Gleichberechtigte Zusammenarbeit von Juden und Palästinensern ist in Israel noch eher die Ausnahme. Das zeigt sich zum Beispiel an der dort üblichen Bezeichnung „israelische Araberinnen“, die die politische Identität der Palästinenserinnen verleugnet. Die verschiedenen Lebenswelten überschneiden sich kaum, und so gibt es auch wenig Gelegenheit, die andere Seite kennenzulernen. Genau das war der Hauptgrund für die jungen Mädchen aus Israel, an dem Austausch teilzunehmen: „Ich wollte gerne Palästinenserinnen treffen“, stellt Tali klar. „Für mich war es schwer, hierher nach Deutschland zu kommen, meine Familie würde nie nach Deutschland fahren oder deutsche Produkte kaufen.“ Die Palästinenserin Ranja kannte Juden vorher „nur als Soldaten, die Araber töten“. „Ich habe nie mit einem jüdischen Mädchen gesprochen: nun haben wir viele Gemeinsamkeiten entdeckt und werden den Kontakt auch zu Hause halten“, hofft sie.

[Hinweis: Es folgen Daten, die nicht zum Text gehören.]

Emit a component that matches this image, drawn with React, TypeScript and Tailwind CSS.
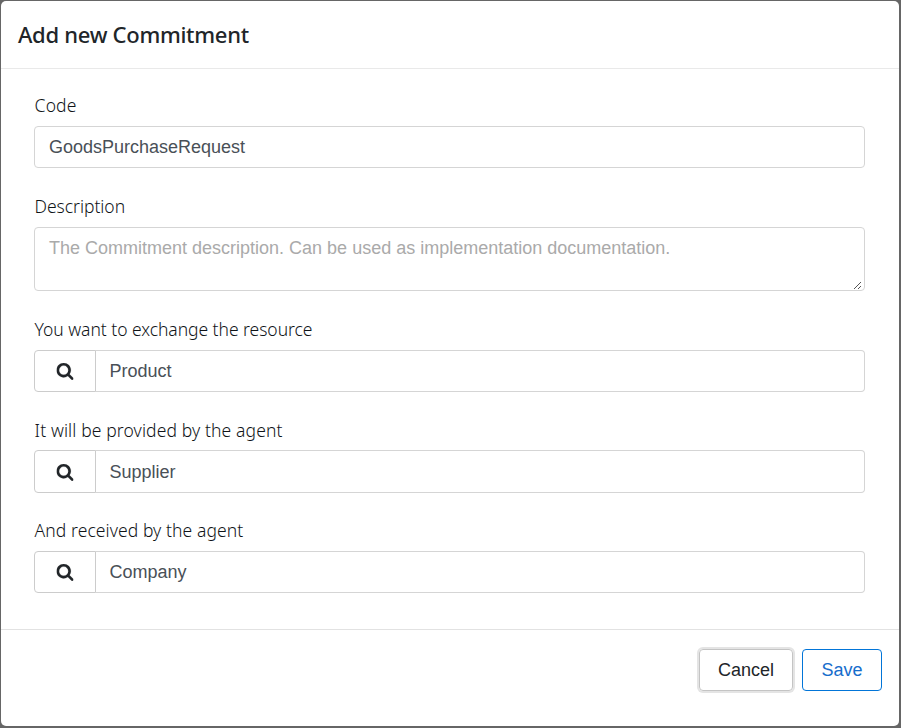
import type { ReactNode } from "react";

function SearchIcon() {
  return (
    <svg viewBox="0 128 1664 1664" className="h-[17px] w-[17px] -translate-x-[0.5px] fill-[#212529] stroke-[#212529] [stroke-width:15]" aria-hidden="true">
      <path d="M1152 832q0-185-131.5-316.5t-316.5-131.5-316.5 131.5-131.5 316.5 131.5 316.5 316.5 131.5 316.5-131.5 131.5-316.5zm512 832q0 52-38 90t-90 38q-54 0-90-38l-343-342q-179 124-399 124-143 0-273.5-55.5t-225-150-150-225-55.5-273.5 55.5-273.5 150-225 225-150 273.5-55.5 273.5 55.5 225 150 150 225 55.5 273.5q0 220-124 399l343 343q37 37 37 90z" />
    </svg>
  );
}

function Label({ children, className = "" }: { children: ReactNode; className?: string }) {
  return (
    <label className={`block h-[27px] self-start pl-[0.6px] whitespace-nowrap font-['Noto_Sans',sans-serif] text-[17.5px] leading-[27px] font-light text-[#101418] ${className}`}>
      {children}
    </label>
  );
}

function Lookup({ value, className = "h-[42px]", inputClassName = "" }: { value: string; className?: string; inputClassName?: string }) {
  return (
    <div className={`flex w-full ${className}`}>
      <button className={`flex w-[62px] shrink-0 items-center justify-center rounded-l-[4px] border border-[#ccc] ${inputClassName}`}>
        <SearchIcon />
      </button>
      <input
        defaultValue={value}
        className={`-ml-px min-w-0 flex-1 rounded-r-[4px] border border-l-0 border-[#d5d5d5] pr-3 pl-[14.4px] text-[18px] text-[#495057] outline-none ${inputClassName}`}
      />
    </div>
  );
}

export default function App() {
  return (
    <div className="h-[728px] w-[901px] bg-[#666] pt-px pr-[2px] pb-[2px] pl-px font-['Liberation_Sans',Arial,sans-serif]">
      <div className="flex h-full flex-col rounded-[5px] bg-white">
        <header className="flex h-[68px] shrink-0 items-center border-b border-[#e9e9e9] pb-[2px] pl-[17px]">
          <h1 className="font-['Noto_Sans',sans-serif] text-[22px] leading-[30px] font-medium tracking-[-0.29px] whitespace-nowrap text-[#212529]">
            Add new Commitment
          </h1>
        </header>
        <main className="flex flex-1 flex-col pr-[34px] pl-[33px]">
          <div className="flex flex-col pt-[23px]">
            <Label className="tracking-[0.15px]">Code</Label>
            <input
              defaultValue="GoodsPurchaseRequest"
              className="mt-[7px] h-[42px] rounded-[4px] border border-[#d5d5d5] px-[14px] text-[18px] text-[#495057] outline-none"
            />
          </div>
          <div className="flex flex-col pt-[25px]">
            <Label className="tracking-[-0.04px]">Description</Label>
            <div className="relative mt-[7px] flex h-[64px]">
              <textarea
                placeholder="The Commitment description. Can be used as implementation documentation."
                className="w-full resize-none rounded-[4px] border border-[#d5d5d5] px-[14px] py-[7px] text-[18px] leading-[27px] outline-none placeholder:text-[#aaa]"
              />
              <svg viewBox="0 0 7 7" className="absolute right-[4px] bottom-[2px] h-[7px] w-[7px] stroke-[#555]" aria-hidden="true">
                <path d="M0 7 7 0M4 7 7 4" />
              </svg>
            </div>
          </div>
          <div className="flex flex-col gap-[7px] pt-[25px]">
            <Label className="tracking-[-0.04px]">You want to exchange the resource</Label>
            <Lookup value="Product" />
          </div>
          <div className="flex flex-col gap-[6px] pt-[25px]">
            <Label className="tracking-[0.12px]">It will be provided by the agent</Label>
            <Lookup value="Supplier" className="h-[43px]" inputClassName="pt-px" />
          </div>
          <div className="flex flex-col gap-[7px] pt-[24px]">
            <Label className="tracking-[0.08px]">And received by the agent</Label>
            <Lookup value="Company" />
          </div>
        </main>
        <footer className="flex h-[97px] shrink-0 justify-end gap-[9px] border-t border-[#e2e2e2] pt-[19px] pr-[17px] text-[18px]">
          <button className="h-[42px] w-[94px] rounded-[4px] border border-[#c4c4c4] text-[#212529] shadow-[0_0_0_2px_#e4e4e4]">Cancel</button>
          <button className="h-[42px] w-[80px] rounded-[4px] border border-[#0275d8] text-[#166dcc]">Save</button>
        </footer>
      </div>
    </div>
  );
}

Das Interesse der deutschen Teilnehmerinnen richtet sich eher auf die jüdischen Israelinnen. Christina aus Zeuthen bei Berlin „interessiert sich für den Holocaust“ und wollte mal „die jüdische Seite selber kennenlernen“, während für Anne aus Friedrichshain auch der Friedensprozeß im Nahen Osten „im Hintergrund eine Rolle spielt“.

In den Äußerungen der jungen Mädchen bleibt die deutsch-jüdische Vergangenheit seltsam unkonkret, das Reden darüber scheint noch ungewohnt, die Begriffe unsicher, wenn es zum Beispiel heißt, die Juden seien in die Konzentrationslager „verschickt“ worden. Die jüdischen Mädchen wiederum hatten auch Ängste angesichts von Anschlägen wie der auf die Lübecker Synagoge oder das KZ Buchenwald.

Rosy Peisker setzt auf die Begegnung, auf das Kennenlernen, auf Selbsterfahrungsarbeit durch Malen, Tanzen, Yoga- und Atemübungen: „Das Eigene zu entdecken, um das Fremde wahrnehmen zu können, die Entwicklung des eigenen Selbstwertgefühls ist für mich die Voraussetzung für politische Arbeit.“ So wurde auch der Besuch der Gedenkstätte für die Deportationen am S-Bahnhof Grunewald eingebettet in ein verbindendes Ritual, bei dem alle Mädchen sich im Kreis stehend an den Händen faßten. Dieses Erlebnis, bei dem „Juden Deutsche trösteten“ (Christina) hat die jungen Frauen stark beeindruckt.

„Ich glaube, daß wir Mädchen eher bereit sind, andere zu akzeptieren, zu vergessen, zu vergeben und offener sind für Veränderungen als Jungs. Jungen hängen eher an ihrer Meinung und an ihren Vorurteilen“, meint Hila aus Israel, und die Palästinenserin Ranja betont: „Die Jungs aus meinem Dorf können machen, was sie wollen. Aber wir Mädchen brauchen solche Gelegenheiten, andere Mädchen kennenzulernen und unsere Meinungen als Frauen auszudrücken. Wir haben vieles gemeinsam, egal welcher Nation wir sind.“

Es lag wohl nicht nur an der nahöstlichen heißen Wetterlage – in Israel „Chamsin“ genannt –, daß vor allem die jüdischen und palästinensischen Mädchen sich nähergekommen sind. Nabila kennt das schon: „Ein fremder, ein dritter Ort ermöglicht oft erst das Erkennen des Gemeinsamen.“ Ähnlich mag es den Ost- und Westberlinerinnen gehen, wenn sie im Oktober nach Israel fahren und dort je vier Tage bei jüdischen und palästinensischen Familien wohnen werden.

Die Rückbegegnung in Israel im gleichen Jahr ist fester Bestandteil des Konzepts, das Rosy Peisker auch im nächsten Jahr fortführen möchte, „wenn das Schloß uns trotz Sparmaßnahmen so erhalten bleibt und sich genügend interessierte Mädchen aus Berlin finden“.